Presenter: Volodymyr Kindratenko, NCSA, University of Illinois
June 7-18, 2021
Materials and Videos: https://bluewaters.ncsa.illinois.edu/NFI/Webinars/cuda
Abstract
This CUDA parallel programming tutorial with focus on developing applications for NVIDIA GPUs. Computational thinking, forms of parallelism, programming model features, mapping computations to parallel hardware, efficient data structures, paradigms for efficient parallel algorithms, and hardware features and limitations will be covered. Specific topics will include: CUDA parallel execution model, CUDA memory model, locality, constant cache, shared memory, atomic operations, tiled matrix multiplication, 1D and 2D convolution kernels, reduction trees, parallel scan, histogramming, sparse matrix algorithms, task parallelism and asynchronous data transfer. Good working knowledge of C/C++ is required.

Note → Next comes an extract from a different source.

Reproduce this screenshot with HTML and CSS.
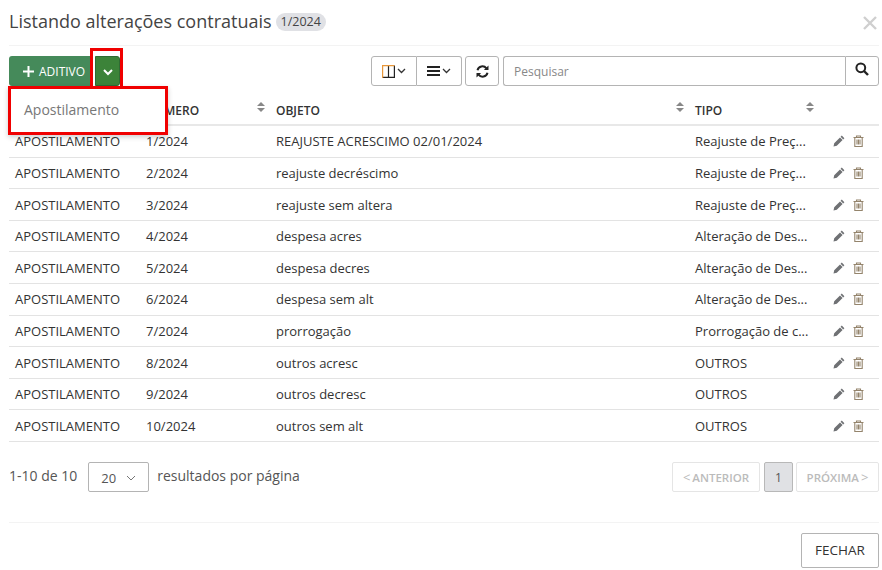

There will be hands-on exercises using the HAL computing system at the University of Illinois. Upon registering you will receive instructions for gaining access to the HAL system. Please follow these instructions in advance of the first session.
Schedule
Day 1, Monday, June 7 – 8 am-noon Central time / 9 am to 1 pm Eastern time
- Introduction: Slides
- Introduction to Parallel Computing and CUDA: Slides and Video
- CUDA Parallel Execution Model: Slides and Video
- Lab 0
- Lab 1: Vector Addition
- Lab 2: Simple Matrix Multiply
Day 2, Wednesday, June 9 – 8 am-noon Central time / 9 am to 1 pm Eastern time
- CUDA Memory Model: Slides and Video
- Locality and Tiled Matrix Multiplication: Slides and Video
- Generalized Tiling and DRAM Bandwidth: Slides and Video
- Lab 3: Tiled Matrix Multiply
Where to learn more about NVIDIA’s Nsight: Nsight training
Day 3, Friday, June 11 – 8 am-noon Central time / 9 am to 1 pm Eastern time
- Convolution concept (1D and 2D); 1D Basic Convolution Kernel, and constant cache: Slides and Video
- 2D Tiled Convolution Kernel and Constant Memory: Slides and Video
- Shared Memory Data Reuse and Memory Bandwidth Benefit Analysis for 1D and 2D Tiled Convolution Kernels: Slides and Video
- Lab 4: 3D Convolution
Day 4, Monday, June 14 – 8 am-noon Central time / 9 am to 1 pm Eastern time
- Reduction Tree: Slides and Video
- Parallel Scan (Prefix-Sum) – Kogge-Stone: Slides and Video
- Parallel Scan – Brent-Kung: Slides and Video
- Lab 5.1: List Reduction
- Lab 5.2: Scan
Day 5, Wednesday, June 16 – 8 am-noon Central time / 9 am to 1 pm Eastern time
- Histogramming and Atomic Operations: Slides and Video
- Sparse Matrix: Slides and Video
- Spare Matrix – part 2: Slides and Video
- Lab 6: Histogramming
- Lab 7: Sparse Matrix Multiply
Day 6, Friday, June 18 – 8 am-noon Central time / 9 am to 1 pm Eastern time
- GPU as a part of the PC Architecture: Slides and Video
- Task parallelism and asynchronous data transfer: Slides and Video
- Course wrap-up: Slides and Video
- Lab 8: Streams
Prerequisites: Good working knowledge of C/C++ is required.
Biography
Dr. Kindratenko is a Senior Research Scientist at the National Center for Supercomputing Applications, an Adjunct Associate Professor in the Department of Electrical and Computer Engineering and a Research Associate Professor in the Department of Computer Science at the University of Illinois. He received D.Sc. degree from the University of Antwerp, Belgium, in 1997 and prior to that graduated from the State Pedagogical University, Kirovograd, Ukraine, in 1993. Dr. Kindratenkos research interests include high-performance computing, special-purpose computing architectures, and machine learning. He serves as a department editor of IEEE Computing in Science and Engineering magazine and an associate editor of the International Journal of Reconfigurable Computing. Dr. Kindratenkos work has been funded by NSF, NASA, ONR, DOE, and industry. He has published over 70 papers in refereed scientific journals and conference proceedings and holds 4 US patents. He is a Senior Member of IEEE and ACM.